2 すべて公務員は、全体の奉仕者であつて、一部の奉仕者ではない。<特定の政治家等、一部の有力者の意思に従い、又はその意思を忖度して公務員の本文を曲げてはならない。>
<2の2 国及び地方公共団体の議員は、前項の規定を尊重し、公務員に不当な圧力をかけてはならない。>

3~4 略

第二十四条 婚姻は、両性の合意のみに基いて成立し、夫婦が同等の権利を有することを基本として、相互の協力により、維持されなければならない。<但し、性同一障害その他性について国民大多数とは異なる事情を持つ者の権利についても配慮されなければならない。>
2 配偶者の選択、財産権、相続、住居の選定<、氏の選択>、離婚並びに婚姻及び家族に関するその他の事項に関しては、法律は、個人の尊厳と両性の本質的平等に立脚して、制定されなければならない。

第二十五条 すべて国民は、健康で文化的な最低限度の生活を営む権利を有する。
2 国は、すべての生活部面について、社会福祉社会保障及び公衆衛生の向上及び増進に努めなければならない。

<3 国及び地方公共団体は、前二項の理念が財政状況を理由として損なわれることがないよう努めなければならない。>

第四十三条 両議院は、全国民を代表する選挙された議員でこれを組織する。
2 両議院の議員の定数は、法律でこれを定める。

第四十四条 両議院の議員及びその選挙人の資格は、法律でこれを定める。但し、人種、信条、性別、社会的身分、門地、教育、財産又は収入によつて差別してはならない。

第四十五条 衆議院議員の任期は、四年とする。但し、衆議院解散の場合には、その期間満了前に終了する。
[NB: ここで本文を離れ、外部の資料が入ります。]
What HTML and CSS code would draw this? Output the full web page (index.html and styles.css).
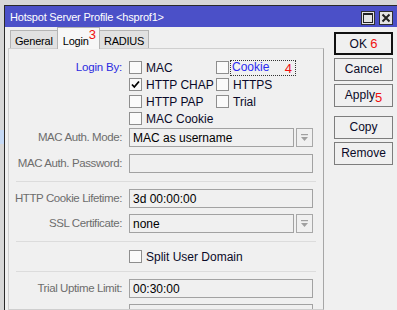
FILE: index.html
```html
<!DOCTYPE html>
<html lang="en">
<head>
    <meta charset="UTF-8">
    <title>Hotspot Server Profile</title>
    <link rel="stylesheet" href="styles.css">
</head>
<body>
    <div class="desk">
        <div class="behind">
            <div class="behind-sel"></div>
        </div>
        <div class="window">
            <div class="titlebar">
                <span class="title">Hotspot Server Profile &lt;hsprof1&gt;</span>
                <div class="tb-btns">
                    <span class="tb-btn">
                        <svg width="12" height="12" viewBox="0 0 12 12"><rect x="1.5" y="1.5" width="9" height="9" fill="none" stroke="#222" stroke-width="1"/><rect x="1" y="1" width="10" height="2" fill="#222"/></svg>
                    </span>
                    <span class="tb-btn">
                        <svg width="12" height="12" viewBox="0 0 12 12"><path d="M2.5 2.5 L9.5 9.5 M9.5 2.5 L2.5 9.5" stroke="#222" stroke-width="2"/></svg>
                    </span>
                </div>
            </div>
            <div class="win-body">
                <div class="main">
                    <div class="tabs">
                        <div class="tab">General</div>
                        <div class="tab active">Login<span class="mark">3</span></div>
                        <div class="tab">RADIUS</div>
                    </div>
                    <div class="panel">
                        <div class="row login-row">
                            <div class="label blue">Login By:</div>
                            <div class="cb-grid">
                                <div class="cb-row"><span class="cb"></span>MAC</div>
                                <div class="cb-row"><span class="cb"></span><span class="focus">Cookie<span class="mark">4</span></span></div>
                                <div class="cb-row"><span class="cb"><svg width="11" height="11" viewBox="0 0 11 11"><path d="M2 5.5 L4.3 8 L9 2.5" fill="none" stroke="#000" stroke-width="1.8"/></svg></span>HTTP CHAP</div>
                                <div class="cb-row"><span class="cb"></span>HTTPS</div>
                                <div class="cb-row"><span class="cb"></span>HTTP PAP</div>
                                <div class="cb-row"><span class="cb"></span>Trial</div>
                                <div class="cb-row"><span class="cb"></span>MAC Cookie</div>
                            </div>
                        </div>
                        <div class="row r-mode">
                            <div class="label">MAC Auth. Mode:</div>
                            <div class="combo">
                                <div class="field">MAC as username</div>
                                <span class="drop"><svg width="9" height="9" viewBox="0 0 9 9"><rect x="1" y="1" width="7" height="1.2" fill="#a0a0a0"/><path d="M1 4 H8 L4.5 8 Z" fill="#a0a0a0"/></svg></span>
                            </div>
                        </div>
                        <div class="row r-pass">
                            <div class="label">MAC Auth. Password:</div>
                            <div class="field"></div>
                        </div>
                        <div class="sep s1"></div>
                        <div class="row r-life">
                            <div class="label">HTTP Cookie Lifetime:</div>
                            <div class="field">3d 00:00:00</div>
                        </div>
                        <div class="row r-ssl">
                            <div class="label">SSL Certificate:</div>
                            <div class="combo">
                                <div class="field">none</div>
                                <span class="drop"><svg width="9" height="9" viewBox="0 0 9 9"><rect x="1" y="1" width="7" height="1.2" fill="#a0a0a0"/><path d="M1 4 H8 L4.5 8 Z" fill="#a0a0a0"/></svg></span>
                            </div>
                        </div>
                        <div class="sep s2"></div>
                        <div class="row r-split">
                            <div class="label"></div>
                            <div class="cb-row"><span class="cb"></span>Split User Domain</div>
                        </div>
                        <div class="sep s3"></div>
                        <div class="row r-trial">
                            <div class="label">Trial Uptime Limit:</div>
                            <div class="field">00:30:00</div>
                        </div>
                        <div class="row r-next">
                            <div class="label"></div>
                            <div class="field"></div>
                        </div>
                    </div>
                </div>
                <div class="side">
                    <div class="btn default">OK <span class="mark-in">6</span></div>
                    <div class="btn">Cancel</div>
                    <div class="btn">Apply<span class="mark-low">5</span></div>
                    <div class="btn gap">Copy</div>
                    <div class="btn">Remove</div>
                </div>
            </div>
        </div>
    </div>
</body>
</html>
```

FILE: styles.css
```css
body {
    margin: 0;
    background-color: #d7d7d7;
    font-family: 'Liberation Sans', Arial, sans-serif;
    font-size: 11px;
    color: #000;
    overflow: hidden;
    height: 310px;
}
.desk {
    display: flex;
    padding-top: 5px;
    height: 305px;
}
.behind {
    width: 4px;
    flex: none;
}
.behind-sel {
    margin-top: 125px;
    height: 14px;
    background-color: #c5d9f5;
}
.window {
    flex: 1;
    display: flex;
    flex-direction: column;
    border-top: 1px solid #2a2a2a;
    border-left: 1px solid #2a2a2a;
    background-color: #f0f0f0;
    overflow: hidden;
}
.titlebar {
    flex: none;
    height: 21px;
    background-color: #4b50c8;
    display: flex;
    align-items: center;
    justify-content: space-between;
    padding: 0 4px 0 5px;
}
.title {
    color: #fff;
    font-size: 11px;
    letter-spacing: -0.2px;
    margin-top: 1px;
}
.tb-btns {
    display: flex;
    gap: 4px;
    margin-top: 2px;
}
.tb-btn {
    width: 12px;
    height: 12px;
    border: 1px solid #303030;
    background-color: #e4e4e4;
    display: flex;
}
.win-body {
    flex: 1;
    display: flex;
    min-height: 0;
}
.main {
    width: 316px;
    padding-left: 3px;
    display: flex;
    flex-direction: column;
}
.tabs {
    flex: none;
    display: flex;
    align-items: flex-end;
    height: 22px;
    margin-left: 2px;
}
.tab {
    height: 18px;
    line-height: 20px;
    padding: 0 4px;
    font-size: 11px;
    letter-spacing: -0.2px;
    background-color: #e1e1e1;
    border: 1px solid #b4b4b4;
    border-bottom: none;
}
.tab.active {
    height: 21px;
    line-height: 25px;
    background-color: #f7f7f7;
    padding: 0 3px 0 5px;
    margin: 0 -1px;
    position: relative;
    z-index: 1;
}
.mark {
    color: #f01010;
    font-size: 13px;
    vertical-align: 6px;
    line-height: 1;
    letter-spacing: 0;
}
.panel {
    flex: 1;
    border: 1px solid #cfcfcf;
    border-right-color: #a6a6a6;
    padding-top: 10px;
    margin-top: -1px;
    overflow: hidden;
}
.row {
    display: grid;
    grid-template-columns: 113px 184px;
    column-gap: 7px;
}
.label {
    text-align: right;
    color: #6d6d6d;
    line-height: 19px;
    font-size: 11.5px;
    letter-spacing: -0.4px;
}
.label.blue {
    color: #2b2be0;
    line-height: 17px;
    letter-spacing: -0.2px;
}
.cb-grid {
    display: grid;
    grid-template-columns: 87px 1fr;
}
.cb-row {
    height: 17px;
    display: flex;
    align-items: center;
    gap: 4px;
    font-size: 12px;
    color: #0a0a28;
}
.cb {
    flex: none;
    width: 11px;
    height: 11px;
    border: 1px solid #8e8e8e;
    background-color: #fafafa;
    display: flex;
    align-items: center;
    justify-content: center;
}
.focus {
    color: #2b2bf0;
    outline: 1px dotted #333;
    padding: 0 3px 0 1px;
    margin-left: -2px;
    width: 60px;
    line-height: 13px;
}
.focus .mark {
    float: right;
    vertical-align: 0;
    margin-top: 1px;
}
.field {
    height: 17px;
    line-height: 18px;
    border: 1px solid #a2a2a2;
    padding-left: 3px;
    font-size: 12px;
    color: #000;
}
.combo {
    display: flex;
    gap: 2px;
}
.combo .field {
    flex: 1;
}
.drop {
    width: 15px;
    height: 17px;
    border: 1px solid #a8a8a8;
    display: flex;
    align-items: center;
    justify-content: center;
}
.sep {
    flex: none;
    height: 1px;
    background-color: #dcdcdc;
    margin-left: 7px;
    margin-right: 7px;
}
.login-row .label {
    align-self: start;
}
.r-mode { margin-top: 1px; }
.r-pass { margin-top: 7px; }
.s1 { margin-top: 8px; }
.r-life { margin-top: 7px; }
.r-ssl { margin-top: 6px; }
.s2 { margin-top: 8px; }
.r-split { margin-top: 6px; }
.s3 { margin-top: 6px; }
.r-trial { margin-top: 7px; }
.r-next { margin-top: 6px; }
.side {
    padding: 5px 0 0 10px;
    display: flex;
    flex-direction: column;
    gap: 3px;
}
.btn {
    width: 57px;
    height: 21px;
    line-height: 21px;
    border: 1px solid #7d7d7d;
    text-align: center;
    font-size: 12px;
    color: #0a0a28;
}
.btn.default {
    border: 2px solid #111;
    width: 55px;
    height: 19px;
    line-height: 19px;
}
.btn.gap {
    margin-top: 6px;
}
.mark-in {
    color: #f01010;
    font-size: 13px;
}
.mark-low {
    color: #f01010;
    font-size: 13px;
    vertical-align: -3px;
}
```
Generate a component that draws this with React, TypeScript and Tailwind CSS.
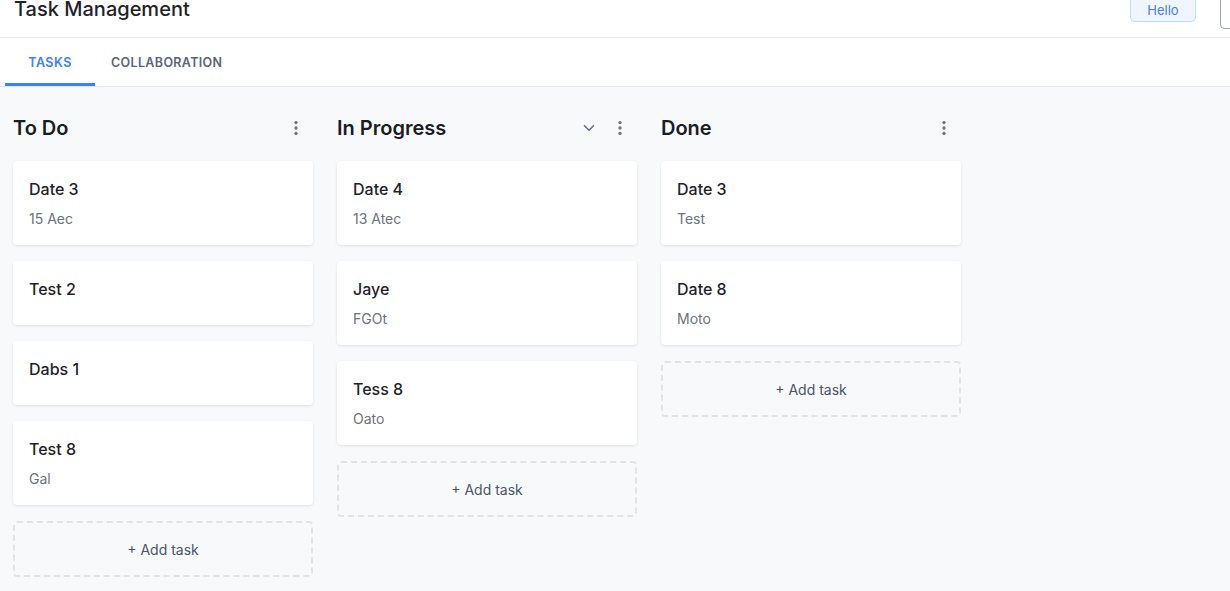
import React from "react";

type Task = { title: string; sub?: string };
type Column = { name: string; chevron?: boolean; tasks: Task[] };

const columns: Column[] = [
  {
    name: "To Do",
    tasks: [
      { title: "Date 3", sub: "15 Aec" },
      { title: "Test 2" },
      { title: "Dabs 1" },
      { title: "Test 8", sub: "Gal" },
    ],
  },
  {
    name: "In Progress",
    chevron: true,
    tasks: [
      { title: "Date 4", sub: "13 Atec" },
      { title: "Jaye", sub: "FGOt" },
      { title: "Tess 8", sub: "Oato" },
    ],
  },
  {
    name: "Done",
    tasks: [
      { title: "Date 3", sub: "Test" },
      { title: "Date 8", sub: "Moto" },
    ],
  },
];

const Kebab = () => (
  <svg width="20" height="20" viewBox="0 0 24 24" fill="#6b7280">
    <circle cx="12" cy="5.5" r="2" />
    <circle cx="12" cy="12" r="2" />
    <circle cx="12" cy="18.5" r="2" />
  </svg>
);

const Chevron = () => (
  <svg width="18" height="18" viewBox="0 0 24 24" fill="none" stroke="#64748b" strokeWidth="2.2" strokeLinecap="round" strokeLinejoin="round">
    <path d="M6 9l6 6 6-6" />
  </svg>
);

export default function App() {
  return (
    <div className="h-[591px] overflow-hidden bg-[#f8f9fb] text-[#1a1d23] font-['Inter',sans-serif]">
      {/* Top bar */}
      <header className="h-[38px] bg-white border-b border-[#e5e7eb] flex items-start justify-between pl-[14px] overflow-hidden">
        <h1 className="text-[20px] leading-[28px] font-medium text-[#1f2329] -mt-[5px]">Task Management</h1>
        <div className="flex items-start gap-6">
          <button className="-mt-[8px] h-[30px] w-[66px] rounded-[5px] border border-[#bfdbfe] bg-[#eff6ff] text-[13px] text-[#4a7bf0] pt-[7px]">
            Hello
          </button>
          <div className="-mt-[8px] h-[37px] w-[10px] rounded-bl-[5px] border-l border-b border-[#9ca3af] bg-white" />
        </div>
      </header>

      {/* Tabs */}
      <nav className="h-[49px] bg-white border-b border-[#e2e5ea] flex pl-[5px]">
        <div className="w-[90px] flex flex-col">
          <span className="flex-1 flex items-center justify-center pt-[5px] text-[12.5px] font-semibold tracking-[0.5px] text-[#3b82f6]">TASKS</span>
          <span className="h-[3px] bg-[#3b82f6]" />
        </div>
        <div className="px-4 flex items-center pt-[3px] text-[12.5px] font-semibold tracking-[0.35px] text-[#5b6577]">
          COLLABORATION
        </div>
      </nav>

      {/* Board */}
      <main className="flex gap-6 pl-[13px] pt-4">
        {columns.map((col) => (
          <section key={col.name} className="w-[300px] flex flex-col">
            <div className="h-[50px] mb-2 flex items-center justify-between pr-[7px]">
              <h2 className="text-[20px] font-semibold text-[#1a1d23]">{col.name}</h2>
              <div className="flex items-center gap-[12px]">
                {col.chevron && <Chevron />}
                <Kebab />
              </div>
            </div>
            <div className="flex flex-col gap-4">
              {col.tasks.map((t, i) => (
                <div key={i} className="bg-white rounded-[4px] shadow-[0_1px_3px_rgba(0,0,0,0.1)] px-4 pt-4 pb-4">
                  <div className="text-[16px] leading-6 font-medium text-[#1f2329] mb-2">{t.title}</div>
                  {t.sub && <div className="text-[14px] leading-5 text-[#6b7280]">{t.sub}</div>}
                </div>
              ))}
              <button className="h-[56px] rounded-[4px] border-2 border-dashed border-[#dfe3ea] text-[14px] text-[#4b5563] flex items-center justify-center">
                + Add task
              </button>
            </div>
          </section>
        ))}
      </main>
    </div>
  );
}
第四十六条 参議院議員の任期は、六年とし、三年ごとに議員の半数を改選する。

<第四十六条の二 衆議院議員の任期が到来したにも関わらず、大規模災害その他の事情により選挙を行うことが困難なときは、参議院の議決により当該事情がやむまでの期間を限度として衆議院議員の任期を延長することができる。参議院議員の任期についても、同様に衆議院の議決により延長することができる。>

第四十七条 選挙区、投票の方法その他両議院の議員の選挙に関する事項は、法律でこれを定める。
<2 第十四条第一項、第四十三条第一項及び第四十四条の規定は、大規模災害の被災地、人口が少ない離島又は中山間地域その他国政に実情が届きにくい地方に配慮して選挙制度を設定することを妨げない。>

第五十九条 法律案は、この憲法に特別の定のある場合を除いては、両議院で可決したとき法律となる。
2 衆議院で可決し、参議院でこれと異なつた議決をした法律案は、衆議院で出席議員の{三分の二}<百分の五十五>以上の多数で再び可決したときは、法律となる。
3 前項の規定は、法律の定めるところにより、衆議院が、両議院の協議会を開くことを求めることを妨げない。
4 参議院が、衆議院の可決した法律案を受け取つた後、国会休会中の期間を除いて六十日以内に、議決しないときは、衆議院は、参議院がその法律案を否決したものとみなすことができる。
<5 国会議員は、その選出方法に関わらず国民によって選ばれた代表であり、所属政党は党議拘束をかけてはならない。但し、参議院に対する衆議院の優越性が認められている決議
(※)については、その限りではない。>

※注:予算、条約締結承認、内閣総理大臣の指名

第六十条 予算は、さきに衆議院に提出しなければならない。
2 予算について、参議院衆議院と異なつた議決をした場合に、法律の定めるところにより、両議院の協議会を開いても意見が一致しないとき、又は参議院が、衆議院の可決した予算を受け取つた後、国会休会中の期間を除いて三十日以内に、議決しないときは、衆議院の議決を国会の議決とする。

第六十一条 条約の締結に必要な国会の承認については、前条第二項の規定を準用する。

第六十七条 内閣総理大臣は、国会議員の中から国会の議決で、これを指名する。この指名は、他のすべての案件に先だつて、これを行ふ。
2 衆議院参議院とが異なつた指名の議決をした場合に、法律の定めるところにより、両議院の協議会を開いても意見が一致しないとき、又は衆議院が指名の議決をした後、国会休会中の期間を除いて十日以内に、参議院が、指名の議決をしないときは、衆議院の議決を国会の議決とする。


原文が旧仮名づかい(歴史的仮名づかい)なので、それに合わせようかとも思いましたが、いっそ全文を現在の仮名づかいに改正することも検討すべきではないかと思い、そのままにしています。

天皇が「しんどい」とか「歳取ってきたから引退したい」とか個人的な事情について発言されたとしても憲法には抵触しないこと、自衛隊違憲論(最高裁判決で合憲とされている以上、憲法上では違憲とはならないと私は思いますが)による混乱を避けること、しかしながら努力規定にせよ一定の歯止めを設けること、公務員の忖度等による弊害を防ぐこと、LGBTなど性の少数派に対する配慮、夫婦選択別姓(法律用語では「別氏」)に道を拓くこと、社会保障(ただし必要最低限の部分)に対する財務当局からの圧力を軽減すること、大災害時などの国会議員の任期延長規定、投票価値の原理主義的平等ではなく過疎地等にも一定の議員数を確保できるようにすること、党議拘束による国会議論の硬直化を緩和すること、ついでに試行的に衆議院での再可決のハードルを下げること、等を目的としています。